Clear Data Set preparation is extremely important, especially because in basic training utilizing raw image data alone (Data Set only), the AI must filter the information itself based solely on the data we provide.

2.1 Image Quality and Size

The Flux LoRA model should use images around 1024 x 1024 pixels (with minor variation). If small images (e.g., 500 x 500) are used, the resulting image will not be clear. If there are very small (e.g., 300 x 300) and blurry images, new ones should be found. However, if necessary, the platform offers tools to Upscale the image to improve clarity.

2.2 Cropping

To ensure the AI clearly learns the intended part, it is necessary to Crop out unimportant sections.

  • Face Context: If training a face, one should not crop it down to just a “round chunk”. Instead, include the neck and perhaps the collar so the AI understands that this “round chunk” is a face situated on a human neck (“One Man”). If only the face is cropped, the AI may be confused about what the “chunk” is.
  • Positional Diversity: Cropping can vary; the face does not need to be in the same position every time. For example, leaving ample space at the top or cropping to the left/right introduces data diversity, preventing the AI from assuming the face must always be in the left corner.

2.3 Background Management

The background should not be “too cluttered”. Recommended backdrops are simple or recognizable environments that the AI already knows (e.g., Green Screen, bathroom, living room, outdoor scenes). Since the AI recognizes these backgrounds, it will filter them out, allowing it to focus on the recurring features we want it to learn (like our face).

2.4 Training Issues: Overfitting and Underfitting

Overfitting (Learning Too Much): Overfitting occurs when the AI learns specific, repetitive features in the dataset too thoroughly, limiting its memory to only the observed images.
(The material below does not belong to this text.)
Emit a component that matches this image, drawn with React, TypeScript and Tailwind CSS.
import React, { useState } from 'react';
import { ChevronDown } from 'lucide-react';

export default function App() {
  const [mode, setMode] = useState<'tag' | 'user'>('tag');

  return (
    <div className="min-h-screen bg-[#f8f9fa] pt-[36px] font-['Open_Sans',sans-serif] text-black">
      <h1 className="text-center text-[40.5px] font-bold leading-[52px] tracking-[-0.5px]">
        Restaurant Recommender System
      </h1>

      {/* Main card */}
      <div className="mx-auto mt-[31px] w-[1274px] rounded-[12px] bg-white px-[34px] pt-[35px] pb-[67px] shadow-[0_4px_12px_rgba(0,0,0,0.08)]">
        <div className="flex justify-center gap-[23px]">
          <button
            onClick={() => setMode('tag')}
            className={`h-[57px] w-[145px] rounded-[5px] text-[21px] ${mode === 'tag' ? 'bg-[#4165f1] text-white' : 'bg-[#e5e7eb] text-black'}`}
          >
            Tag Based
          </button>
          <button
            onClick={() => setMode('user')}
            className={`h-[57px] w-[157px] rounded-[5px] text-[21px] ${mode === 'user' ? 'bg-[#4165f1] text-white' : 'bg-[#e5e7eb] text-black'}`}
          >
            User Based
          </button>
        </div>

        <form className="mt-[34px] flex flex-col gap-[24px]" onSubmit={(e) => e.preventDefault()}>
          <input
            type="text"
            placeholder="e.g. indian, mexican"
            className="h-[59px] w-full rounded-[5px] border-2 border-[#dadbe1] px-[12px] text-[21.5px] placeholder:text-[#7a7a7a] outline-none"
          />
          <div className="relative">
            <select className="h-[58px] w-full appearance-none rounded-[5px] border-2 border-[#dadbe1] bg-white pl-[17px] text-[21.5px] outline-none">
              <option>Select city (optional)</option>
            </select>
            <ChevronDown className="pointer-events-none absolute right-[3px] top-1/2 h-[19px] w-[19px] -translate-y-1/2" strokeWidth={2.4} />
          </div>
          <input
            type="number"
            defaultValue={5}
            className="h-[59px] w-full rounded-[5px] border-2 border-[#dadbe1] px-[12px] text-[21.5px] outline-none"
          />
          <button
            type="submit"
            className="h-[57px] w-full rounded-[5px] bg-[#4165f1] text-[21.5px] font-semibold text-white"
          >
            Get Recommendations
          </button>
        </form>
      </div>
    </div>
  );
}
  • Example: If we use many pictures where the subject is always facing right with the same background, the AI will memorize that the face must always turn right. When generating an image, the AI will produce the face in that specific angle. Similarly, if trained only with a green screen, the AI will associate the subject only with that background color.
  • Impact: The AI will be unable to adapt or correctly generate the face from different angles. Overfitting means the AI memorizes the exact, specific form, position, and rotation seen during training, rather than learning general characteristics.

Underfitting (Insufficient Data): Underfitting happens when the AI receives too little or insufficiently complex data to establish the characteristic structure or pattern.

  • Example: If only three face images are provided (front, looking left, looking down), when the AI is commanded to generate an image looking up, the resulting face may not look similar. Using only one model’s face for LoRA training, even if backgrounds are varied, restricts the primary facial data, limiting the output to that single view.
  • Impact: The AI fails to form complete recognition or connections, causing generated images in new perspectives to look dissimilar.

Therefore, the dataset must have diversity in terms of viewing angles, poses, and situations to prevent both Overfitting and Underfitting.

3. LoRA Training Steps on Varoriya.com

Flux LoRA Training on Varoriya.com is straightforward once the Data Set is prepared.

  1. Selecting Training Type: There are two main types:
    • Explorer: Training and generation are available exclusively on the Varoriya website, and the LoRA file cannot be downloaded for external use. This is suitable for users who want to experiment first.
    • Warrior: The LoRA file can be downloaded for use elsewhere. If the results from Explorer are satisfactory, it can be upgraded to Warrior later.
    • Privacy Settings: If the file is not set to Public, the LoRA file remains Private, meaning only the user can utilize it.
  2. Data Set Preparation on the Website (Dataset Composer):
    • The user can upload image files (JPX, PNG) or a Zip file containing the images (without subfolders).
    • Tools are available for Crop and Upscale of images.
    • The Auto Caption function uses Varoriya AI to read and specify image details (e.g., man with dark hair, sitting on a chair). This can be used for checking or editing, although it might not be utilized in Data Set-only training.
    • Once all images are prepared, click the Pack Dataset button.
  3. Starting Training and Usage:
    • Define the Trigger Word (e.g., “1next”) and the contextual Keyword for the data (e.g., “Man”).
    • Select whether to use Auto Caption (for Data Set-only training, the system may manage this automatically).
    • Click Start Training, which takes approximately 30–60 minutes.
    • Once training is complete, navigate to the Single LoRA page to begin generating images by entering the Prompt and the Trigger Word.
    • The Weight of the LoRA can be adjusted (e.g., 0.6, 0.8, 0.9) to determine which value makes the face look the most realistic.

If the results are unsatisfactory, such as the side profile images not looking realistic, it suggests a lack of clear Data Set images from that specific angle, and that data must be added for complete learning. (There is also a tool called “integrate laola” for uploading LoRA files trained elsewhere to Varoriya for generation).